From Last Week

Potential Outcomes

What is the difference between \(Y_i(0)|d_i=1\) and \(Y_i(0)|D_i=1\)?

\(Y_i(0)|d_i=1\) is the untreated potential outcome for subject \(i\) when they are actually treated. \(Y_i(0)|D_i=1\) is the untreated potential outcome for \(i\) if they hypothetically receive the treatment.

What is the difference between \(\mathbb{E}[Y_i(0)|d_i=1]\) and \(\mathbb{E}[Y_i(0)|D_i=1]\)?
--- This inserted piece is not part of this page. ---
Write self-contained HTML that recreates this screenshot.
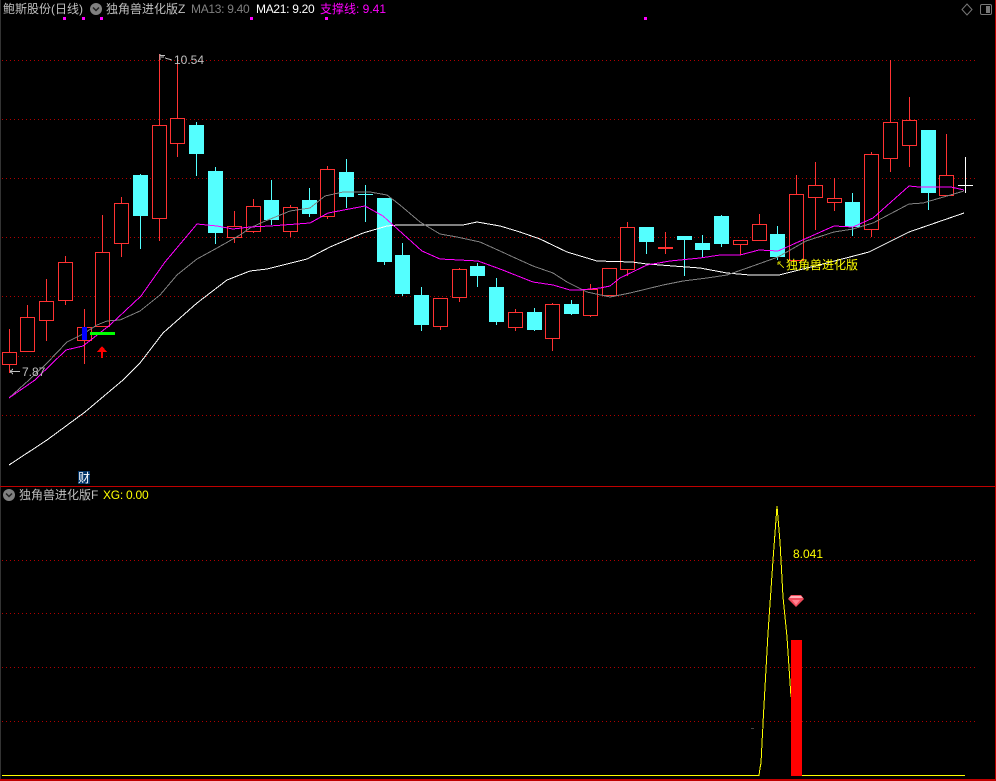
<!DOCTYPE html>
<html><head><meta charset="utf-8">
<style>
html,body{margin:0;padding:0;background:#000;}
body{width:996px;height:781px;overflow:hidden;position:relative;}
svg{position:absolute;left:0;top:0;}
.t{position:absolute;white-space:nowrap;font:12px/14px "Liberation Sans","WenQuanYi Zen Hei","Noto Sans CJK SC",sans-serif;}
.g{color:#c0c0c0}
</style></head><body>
<svg width="996" height="781" viewBox="0 0 996 781" shape-rendering="crispEdges" fill="none">
<rect x="0" y="0" width="1" height="781" fill="#333"/>
<rect x="995" y="0" width="1" height="781" fill="#c00000"/>
<rect x="0" y="486" width="996" height="1" fill="#c00000"/>
<rect x="0" y="779" width="996" height="2" fill="#c00000"/>
<path stroke="#b00000" stroke-dasharray="1 3" d="M2 60.5H975M2 119.5H975M2 178.5H975M2 237.5H975M2 296.5H975M2 356.5H975M2 415.5H975M2 560.5H975M2 613.5H975M2 667.5H975M2 721.5H975"/>
<!-- red candles -->
<g stroke="#ff3232" fill="#000">
<path d="M9.5 329V373M27.5 305V318M46.5 279V341M65.5 256V305M84.5 309V364M102.5 215V253M121.5 197V257M159.5 54V241M177.5 57V157M234.5 211V243M253.5 199V233M290.5 205V237M327.5 166V219M440.5 326V330M459.5 268V302M515.5 309V331M552.5 303V351M590.5 284V317M627.5 222V276M740.5 244V255M759.5 214V225M796.5 175V195M815.5 162V230M834.5 178V211M871.5 152V237M890.5 60V172M909.5 97V167M946.5 134V176M665.5 232V254"/>
<rect x="2.5" y="352.5" width="14" height="12"/><rect x="20.5" y="317.5" width="14" height="34"/><rect x="39.5" y="301.5" width="14" height="19"/><rect x="58.5" y="262.5" width="14" height="38"/><rect x="77.5" y="327.5" width="14" height="13"/><rect x="95.5" y="252.5" width="14" height="74"/><rect x="114.5" y="203.5" width="14" height="40"/><rect x="152.5" y="125.5" width="14" height="93"/><rect x="170.5" y="118.5" width="14" height="25"/><rect x="227.5" y="226.5" width="14" height="11"/><rect x="246.5" y="206.5" width="14" height="25"/><rect x="283.5" y="207.5" width="14" height="24"/><rect x="320.5" y="169.5" width="14" height="47"/><rect x="433.5" y="298.5" width="14" height="28"/><rect x="452.5" y="269.5" width="14" height="28"/><rect x="508.5" y="312.5" width="14" height="15"/><rect x="545.5" y="304.5" width="14" height="34"/><rect x="583.5" y="289.5" width="14" height="26"/><rect x="602.5" y="268.5" width="14" height="27"/><rect x="620.5" y="227.5" width="14" height="42"/><rect x="733.5" y="240.5" width="14" height="4"/><rect x="752.5" y="224.5" width="14" height="16"/><rect x="789.5" y="194.5" width="14" height="66"/><rect x="808.5" y="185.5" width="14" height="12"/><rect x="827.5" y="198.5" width="14" height="4"/><rect x="864.5" y="154.5" width="14" height="75"/><rect x="883.5" y="122.5" width="14" height="36"/><rect x="902.5" y="120.5" width="14" height="25"/><rect x="939.5" y="175.5" width="14" height="20"/>
</g>
<rect x="658" y="247" width="15" height="2" fill="#ff3232"/>
<!-- cyan candles -->
<path stroke="#54ffff" d="M140.5 174V249M196.5 122V176M215.5 167V244M271.5 180V225M309.5 188V217M346.5 159V208M365.5 185V222M358 194.5H373M384.5 198V265M402.5 243V296M421.5 287V331M477.5 263V287M496.5 278V325M534.5 308V331M571.5 300V315M646.5 227V254M684.5 236V276M702.5 235V257M721.5 215V247M777.5 226V260M852.5 193V236M928.5 130V210"/>
<g fill="#54ffff">
<rect x="133" y="175" width="15" height="41"/><rect x="189" y="125" width="15" height="29"/><rect x="208" y="171" width="15" height="62"/><rect x="264" y="200" width="15" height="20"/><rect x="302" y="200" width="15" height="14"/><rect x="339" y="172" width="15" height="25"/><rect x="377" y="198" width="15" height="64"/><rect x="395" y="255" width="15" height="39"/><rect x="414" y="295" width="15" height="30"/><rect x="470" y="266" width="15" height="10"/><rect x="489" y="287" width="15" height="35"/><rect x="527" y="312" width="15" height="18"/><rect x="564" y="304" width="15" height="10"/><rect x="639" y="227" width="15" height="15"/><rect x="677" y="236" width="15" height="4"/><rect x="695" y="243" width="15" height="7"/><rect x="714" y="216" width="15" height="28"/><rect x="770" y="234" width="15" height="23"/><rect x="845" y="202" width="15" height="25"/><rect x="921" y="130" width="15" height="63"/>
</g>
<path stroke="#fff" d="M958 185.5H973M965.5 157V193"/>
<!-- MA lines -->
<polyline stroke="#fff" points="9,465 47,440 85,412 123,380 140,363 163,333 197,303 227,280 250,271 267,269 307,259 330,247 363,233 387,226 398,225 463,225 477,222 500,226 520,232 540,239 567,252 597,261 632,262 647,264 673,266 700,268 727,273 750,275 779,275 819,265 846,258 869,252 909,232 964,213"/>
<polyline stroke="#808080" points="9,398 29,380 47,363 67,342 83,334 97,325 107,321 120,320 140,311 160,295 177,275 197,259 217,248 240,235 250,228 263,222 290,211 310,208 325,196 343,192 370,192 387,195 400,205 420,222 440,234 457,237 480,242 500,251 513,257 533,266 553,273 567,282 587,292 610,297 630,293 663,285 683,281 707,278 727,275 750,267 778,257 806,241 834,232 853,229 873,223 909,204 923,203 964,191"/>
<polyline stroke="#ff00ff" points="9,398 35,380 66,350 83,346 110,325 141,296 165,262 197,224 217,226 233,229 250,227 270,226 310,223 328,213 365,206 383,216 393,225 422,251 440,259 478,261 500,269 533,282 553,285 570,290 580,290 600,288 610,286 620,278 647,265 670,261 700,258 720,255 740,255 759,250 778,251 834,226 853,227 873,218 909,186 919,187 951,187 964,190"/>
<!-- signals -->
<rect x="82" y="327" width="5" height="13" fill="#0000ff"/>
<rect x="90" y="332" width="25" height="3" fill="#00ff00"/>
<path fill="#ff0000" d="M102 346L107 352H97Z"/><rect x="101" y="351" width="2" height="7" fill="#ff0000"/>
<g fill="#ff00ff"><rect x="63" y="17" width="3" height="3"/><rect x="82" y="17" width="3" height="3"/><rect x="100" y="17" width="3" height="3"/><rect x="250" y="17" width="3" height="3"/><rect x="325" y="17" width="3" height="3"/><rect x="644" y="17" width="3" height="3"/></g>
<!-- value arrows -->
<path stroke="#c0c0c0" d="M161 57H164M160 55.5H165M160 54V60M165 58L172 60"/>
<path stroke="#c0c0c0" d="M10 371.5H20M10 371.5L13 369M10 371.5L13 374"/>
<path stroke="#c0c000" d="M778 262L784 268M778 262H781M778 262V265"/>
<!-- lower panel -->
<polyline stroke="#ffff00" points="2,775.5 759,775.5 760,768 761,763 763,723 768,633 773,560 777,506 780,542 783,597 787,637 791,697"/>
<rect x="802" y="775" width="163" height="1" fill="#ffff00"/>
<rect x="791" y="640" width="11" height="136" fill="#ff0000"/>
<rect x="751" y="728" width="3" height="1" fill="#444"/>
<rect x="762" y="728" width="2" height="1" fill="#555500"/>
<g shape-rendering="auto">
<path fill="#f04a5a" d="M791 595H801L804 599L796 607L788 599Z"/>
<path fill="#ffb0b8" d="M791 596H801L803 598H789Z"/>
<path fill="#ff8090" d="M792 600H800L796 605Z"/>
<!-- header icons -->
<circle cx="96" cy="9" r="6" fill="#808080"/><path d="M93 7.500L96 10.500L99 7.500" stroke="#222" stroke-width="1.500"/>
<circle cx="9" cy="495" r="6" fill="#808080"/><path d="M6 493.500L9 496.500L12 493.500" stroke="#222" stroke-width="1.500"/>
<path d="M967 4L972 9.500L967 15L962 9.500Z" stroke="#777"/>
<rect x="980.500" y="4.500" width="11" height="10" rx="1.500" stroke="#777"/><rect x="986" y="6" width="4" height="7" fill="#777"/>
</g>
</svg>
<div class="t g" style="left:3px;top:2px">鲍斯股份(日线)</div>
<div class="t g" style="left:106px;top:2px">独角兽进化版Z</div>
<div class="t" style="left:191px;top:2px;color:#808080;letter-spacing:-.3px">MA13: 9.40</div>
<div class="t" style="left:256px;top:2px;color:#fff;letter-spacing:-.3px">MA21: 9.20</div>
<div class="t" style="left:320px;top:2px;color:#ff00ff">支撑线: 9.41</div>
<div class="t g" style="left:174px;top:53px">10.54</div>
<div class="t g" style="left:22px;top:365px">7.87</div>
<div class="t" style="left:786px;top:258px;color:#ffff00">独角兽进化版</div>
<div class="t" style="left:78px;top:471px;width:12px;height:13px;background:#003366;color:#fff">财</div>
<div class="t g" style="left:19px;top:488px">独角兽进化版F</div>
<div class="t" style="left:103px;top:488px;color:#ffff00;letter-spacing:-.25px">XG: 0.00</div>
<div class="t" style="left:793px;top:547px;color:#ffff00">8.041</div>
</body></html>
\(\mathbb{E}[Y_i(0)|d_i=1]\) is the average value of untreated potential outcomes for subjects actually assigned to treatment. \(\mathbb{E}[Y_i(0)|D_i=1]\) is the average value of untreated potential outcomes for subjects hypothetically assigned to treatment.

Example

Form pairs, and calculate the following quantities using last week’s data set (provided below): \(\mathbb{E}[Y_i(1)|d_i=0]\) and \(\mathbb{E}[Y_i(1)|D_i=0]\)

library(tidyverse)
library(randomizr)
library(knitr)

data1 <- tibble(
         Unit = c(1:4),
         Y1 = c(10,8,6,4),
         Y0 = c(15,13,11,9),
         d_i= c(1,1,0,0))
declaration <- declare_ra(N = 4, m = 2)
D <- obtain_permutation_matrix(declaration) 

data1 <- as.data.frame(data1)
data1$d1 <- D[,1]
data1$d2 <- D[,2]
data1$d3 <- D[,3]
data1$d4 <- D[,4]
data1$d5 <- D[,5]

kable(data1, align = 'c', caption = "Full Schedule of Potential Outcomes and Treatment Assignments")

Full Schedule of Potential Outcomes and Treatment Assignments
Unit	Y1	Y0	d_i	d1	d2	d3	d4	d5
1	10	15	1	0	0	0	1	1
2	8	13	1	0	1	1	0	0
3	6	11	0	1	0	1	0	1
4	4	9	0	1	1	0	1	0

Note: The solutions are available in the last tab of these section notes.

Core Assumptions

The difference in means is an unbiased estimator of the average treatment effect under three assumptions: random assignment, excludability, and non-interference. In this section, I briefly describe each of these assumptions.

Random Assignment

Formally, we have: \(Y_i(1), Y_i(0),X \perp\!\!\!\perp D_i\)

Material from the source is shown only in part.